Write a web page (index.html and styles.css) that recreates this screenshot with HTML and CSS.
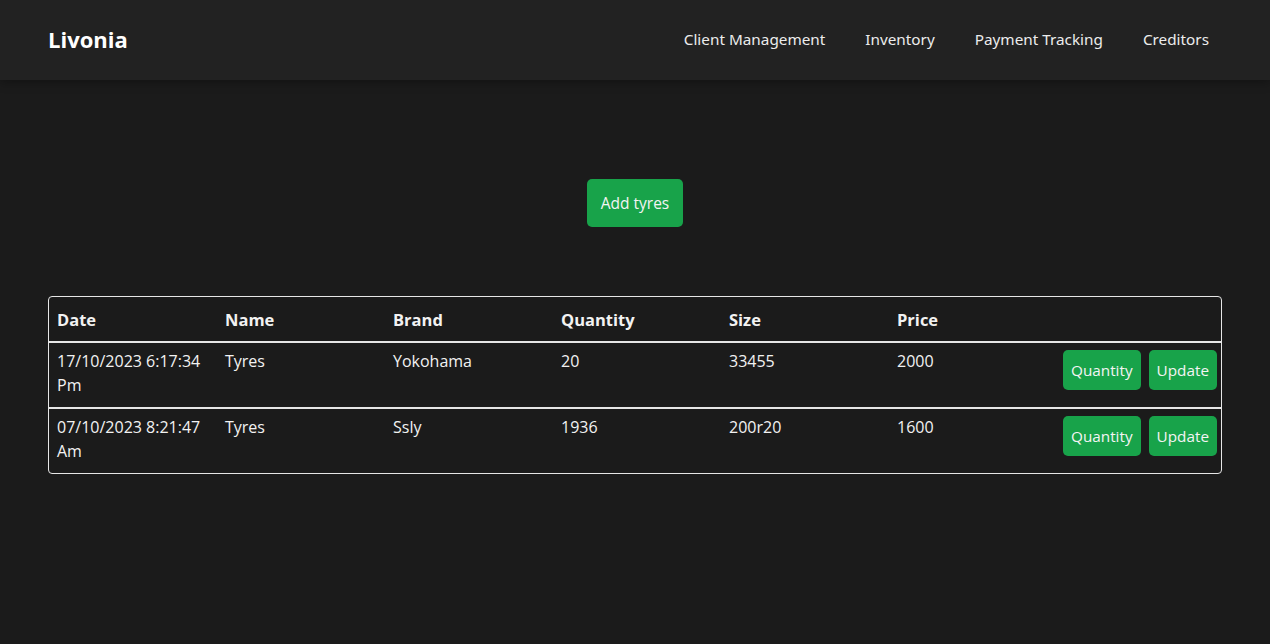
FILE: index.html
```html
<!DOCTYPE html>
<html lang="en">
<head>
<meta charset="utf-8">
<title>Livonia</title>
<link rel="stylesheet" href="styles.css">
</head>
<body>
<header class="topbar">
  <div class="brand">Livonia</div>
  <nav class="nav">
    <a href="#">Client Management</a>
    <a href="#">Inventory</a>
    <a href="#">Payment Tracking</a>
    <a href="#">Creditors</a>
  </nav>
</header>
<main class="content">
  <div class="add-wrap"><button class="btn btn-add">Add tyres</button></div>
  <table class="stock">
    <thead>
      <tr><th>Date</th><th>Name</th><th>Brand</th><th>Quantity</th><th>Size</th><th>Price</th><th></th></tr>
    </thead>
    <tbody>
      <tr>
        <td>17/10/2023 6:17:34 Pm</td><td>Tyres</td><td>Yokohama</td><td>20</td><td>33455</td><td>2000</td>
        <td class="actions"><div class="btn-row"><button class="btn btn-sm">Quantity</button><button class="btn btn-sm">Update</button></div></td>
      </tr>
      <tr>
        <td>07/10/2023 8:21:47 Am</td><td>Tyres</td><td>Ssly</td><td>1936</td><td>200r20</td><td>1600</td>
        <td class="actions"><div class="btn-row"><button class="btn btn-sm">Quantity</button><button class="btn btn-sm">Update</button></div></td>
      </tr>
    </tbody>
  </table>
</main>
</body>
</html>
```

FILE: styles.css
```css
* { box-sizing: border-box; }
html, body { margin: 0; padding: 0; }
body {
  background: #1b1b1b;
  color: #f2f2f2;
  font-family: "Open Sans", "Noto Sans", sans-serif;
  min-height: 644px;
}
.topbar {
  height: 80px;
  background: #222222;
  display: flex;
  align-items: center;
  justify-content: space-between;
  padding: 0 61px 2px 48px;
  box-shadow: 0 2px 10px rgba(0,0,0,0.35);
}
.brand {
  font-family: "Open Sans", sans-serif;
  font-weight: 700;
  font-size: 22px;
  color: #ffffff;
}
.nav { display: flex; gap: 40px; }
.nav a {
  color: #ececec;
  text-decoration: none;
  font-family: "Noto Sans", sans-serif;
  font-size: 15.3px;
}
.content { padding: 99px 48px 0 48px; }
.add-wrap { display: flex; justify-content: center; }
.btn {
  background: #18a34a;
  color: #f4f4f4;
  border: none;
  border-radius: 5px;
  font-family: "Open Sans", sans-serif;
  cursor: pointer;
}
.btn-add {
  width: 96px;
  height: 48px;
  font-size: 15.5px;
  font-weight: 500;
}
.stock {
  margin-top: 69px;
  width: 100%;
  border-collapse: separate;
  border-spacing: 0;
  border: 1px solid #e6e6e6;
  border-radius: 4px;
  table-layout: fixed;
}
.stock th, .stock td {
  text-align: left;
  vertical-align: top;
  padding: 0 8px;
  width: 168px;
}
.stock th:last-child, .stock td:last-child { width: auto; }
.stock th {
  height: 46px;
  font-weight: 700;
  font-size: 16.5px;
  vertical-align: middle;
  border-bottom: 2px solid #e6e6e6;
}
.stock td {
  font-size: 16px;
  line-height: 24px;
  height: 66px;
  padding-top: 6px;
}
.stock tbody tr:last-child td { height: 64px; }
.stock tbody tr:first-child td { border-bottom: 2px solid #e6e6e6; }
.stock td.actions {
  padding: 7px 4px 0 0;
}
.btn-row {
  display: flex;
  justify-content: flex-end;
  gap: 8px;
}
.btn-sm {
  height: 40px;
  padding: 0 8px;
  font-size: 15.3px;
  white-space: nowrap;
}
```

· · · ·

**What is expected:** Check the data for the word "index" and pull out the lines that have it.

**The reply:**
Write a web page (index.html and styles.css) that recreates this screenshot with HTML and CSS.
FILE: index.html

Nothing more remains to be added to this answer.